Pembangunan IKN tentu sangat banyak kebutuhannya untuk membangun kota, mulai dari air baku, drainase, jalan tol, hingga rel kereta, termasuk jumlah hunian yang akan dibangun di sana. Fitra membeberkan sejumlah data yang dimiliki Kaltim. Pendanaan pembangunan IKN disebutnya sangat dinamis. Versi total pendanaan IKN bermacam-macam, mulai dari Rp 466 triliun yang tercantum dalam perencanaan Kementerian PUPR, kemudian berubah menjadi Rp 500 triliunan. ”Terakhir saya dengar beritanya mencapai Rp 1.400 triliun,” katanya.
Dari pemaparan Kementerian PUPR, tambah Fitra, anggaran perencanaan mencapai Rp 13,98 triliun dan memerlukan sebanyak 60.000 tenaga ahli. Menurut dia, dari kacamata Kaltim, nilai total sesuai rencana strategis pemerintah hingga tahun 2024 mencapai Rp 466 triliun. Kalau dibagi lima tahun, setiap tahun rata-rata butuh Rp 93,2 triliun. Ini sangat dinamis, tergantung sumber pembiayaan, entah dari APBN murni, kerja sama pemerintah dan badan usaha (KPBU), atau investasi swasta.
Fitra menjelaskan, berdasarkan Produk Domestik Regional Bruto (PDRB) Kaltim tahun 2021 yang mencapai Rp 695 triliun, peruntukan sektor konstruksi mencapai Rp 60 triliun. Artinya, untuk menggerakkan Rp 60 triliun ini, dibutuhkan sekitar 100.000 TKK.
”Jika diambil data proyek yang sedang berjalan, seperti pembangunan gedung lantai tiga dengan kebutuhan dana sekitar Rp 50 miliar selama kurun waktu enam bulan, jumlah kebutuhan TKK lebih kurang 100 orang.
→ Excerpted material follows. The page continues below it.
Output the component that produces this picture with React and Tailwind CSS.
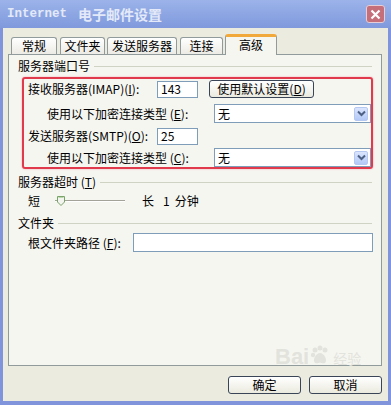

Dengan angka ini sebagai acuan, pembangunan selama 12 bulan membutuhkan dana Rp 100 miliar dan jumlah TKK sebanyak 200 orang,” paparnya.
Dari hitungan ini, lanjut Fitra, dana Rp 1 triliun bisa menyerap 2.000 orang. Tentu, perhitungan ini sangat berbeda dengan perkiraan pemerintah pusat yang mencatat Rp 1 triliun dapat menyerap 14.000 orang. Dengan dana sebesar Rp 93,2 triliun per tahun untuk IKN, berarti akan menyerap TKK sebanyak 186.000 orang per tahun dengan asumsi Rp 1 triliun menyerap 2.000 orang. Jumlah ini saja jauh melebihi jumlah TKK di Kaltim yang sekitar 100.000 orang.